-- Stated exercise --
Identify every line containing the word "Generate" and reproduce each one.

_____

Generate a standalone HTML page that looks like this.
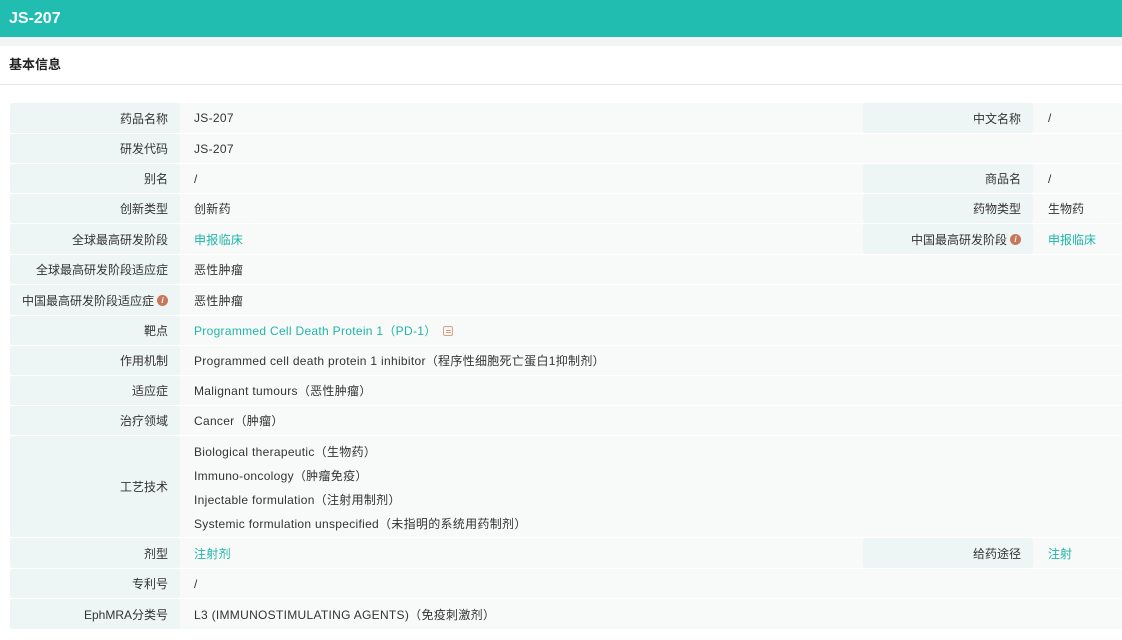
<!DOCTYPE html>
<html><head><meta charset="utf-8"><style>
*{margin:0;padding:0;box-sizing:border-box}
body{width:1122px;height:640px;background:#fff;font-family:"Liberation Sans","Noto Sans CJK SC",sans-serif;font-size:12px;color:#333;position:relative;overflow:hidden}
.hd{position:absolute;left:0;top:0;width:1122px;height:37px;background:#20bdb0;color:#fff;font-weight:bold;font-size:16px;line-height:37px;padding-left:9px}
.band{position:absolute;left:0;top:37px;width:1122px;height:9px;background:#f3f4f6}
.sec{position:absolute;left:0;top:46px;width:1122px;height:39px;border-bottom:1px solid #e6e6e6;font-weight:bold;font-size:13px;line-height:37px;padding-left:9px;color:#222}
.r{position:absolute;left:10px;width:1112px;background:#f8faf9}
.l{position:absolute;left:0;top:0;bottom:0;width:170px;background:#eef5f5;border-radius:3px;text-align:right;padding-right:12px;display:flex;align-items:center;justify-content:flex-end}
.v{position:absolute;left:184px;top:0;bottom:0;display:flex;align-items:center;letter-spacing:0.3px;white-space:nowrap}
.l2{position:absolute;left:853px;top:0;bottom:0;width:170px;background:#eef5f5;border-radius:3px;padding-right:12px;display:flex;align-items:center;justify-content:flex-end}
.v2{position:absolute;left:1038px;top:0;bottom:0;display:flex;align-items:center}
.t{color:#1fb5a8}
.i{display:inline-block;width:11px;height:11px;border-radius:50%;background:#c8775a;color:#fff;font-size:8px;line-height:11px;text-align:center;font-style:italic;font-weight:bold;margin-left:3px}
.m{position:absolute;left:184px;top:6px;line-height:24px;letter-spacing:0.3px;white-space:nowrap}
</style></head><body>
<div class="hd">JS-207</div><div class="band"></div>
<div class="sec">基本信息</div>

<div class="r" style="top:103px;height:30px"><div class="l">药品名称</div><div class="v">JS-207</div><div class="l2">中文名称</div><div class="v2">/</div></div>
<div class="r" style="top:134px;height:29px"><div class="l">研发代码</div><div class="v">JS-207</div></div>
<div class="r" style="top:164px;height:29px"><div class="l">别名</div><div class="v">/</div><div class="l2">商品名</div><div class="v2">/</div></div>
<div class="r" style="top:194px;height:29px"><div class="l">创新类型</div><div class="v">创新药</div><div class="l2">药物类型</div><div class="v2">生物药</div></div>
<div class="r" style="top:224px;height:30px"><div class="l">全球最高研发阶段</div><div class="v t">申报临床</div><div class="l2">中国最高研发阶段<span class="i">i</span></div><div class="v2 t">申报临床</div></div>
<div class="r" style="top:255px;height:29px"><div class="l">全球最高研发阶段适应症</div><div class="v">恶性肿瘤</div></div>
<div class="r" style="top:285px;height:30px"><div class="l">中国最高研发阶段适应症<span class="i">i</span></div><div class="v">恶性肿瘤</div></div>
<div class="r" style="top:316px;height:29px"><div class="l">靶点</div><div class="v t">Programmed Cell Death Protein 1（PD-1）<span style="display:inline-block;width:10px;height:10px;border:1px solid #e0a080;border-radius:2px;margin-left:6px;position:relative"><span style="position:absolute;left:2px;top:3px;width:5px;height:3px;border-top:1px solid #e0a080;border-bottom:1px solid #e0a080"></span></span></div></div>
<div class="r" style="top:346px;height:29px"><div class="l">作用机制</div><div class="v">Programmed cell death protein 1 inhibitor（程序性细胞死亡蛋白1抑制剂）</div></div>
<div class="r" style="top:376px;height:29px"><div class="l">适应症</div><div class="v">Malignant tumours（恶性肿瘤）</div></div>
<div class="r" style="top:406px;height:29px"><div class="l">治疗领域</div><div class="v">Cancer（肿瘤）</div></div>
<div class="r" style="top:436px;height:101px"><div class="l">工艺技术</div><div class="m" style="top:4px">Biological therapeutic（生物药）<br>Immuno-oncology（肿瘤免疫）<br>Injectable formulation（注射用制剂）<br>Systemic formulation unspecified（未指明的系统用药制剂）</div></div>
<div class="r" style="top:538px;height:30px"><div class="l">剂型</div><div class="v t">注射剂</div><div class="l2">给药途径</div><div class="v2 t">注射</div></div>
<div class="r" style="top:569px;height:29px"><div class="l">专利号</div><div class="v">/</div></div>
<div class="r" style="top:599px;height:30px"><div class="l">EphMRA分类号</div><div class="v">L3 (IMMUNOSTIMULATING AGENTS)（免疫刺激剂）</div></div>
</body></html>
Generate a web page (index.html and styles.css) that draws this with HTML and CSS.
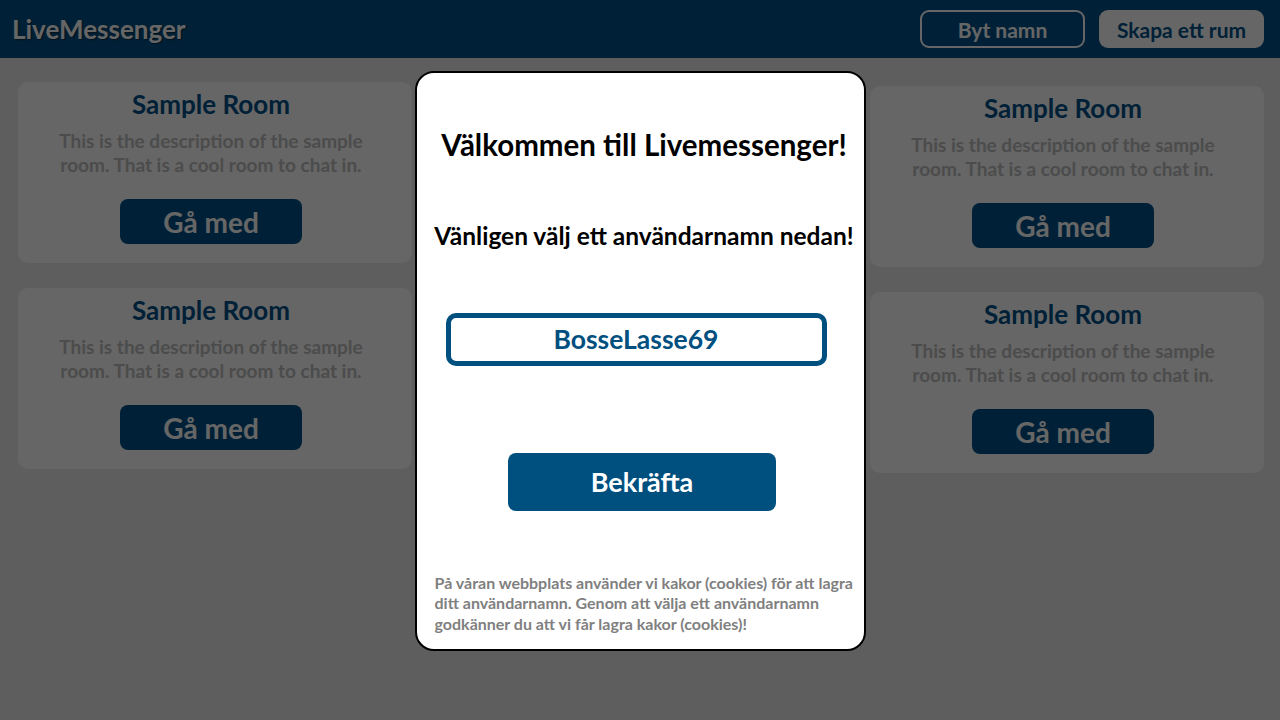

_____

-- The response --
Generate a standalone HTML page that looks like this.
Generate a web page (index.html and styles.css) that draws this with HTML and CSS.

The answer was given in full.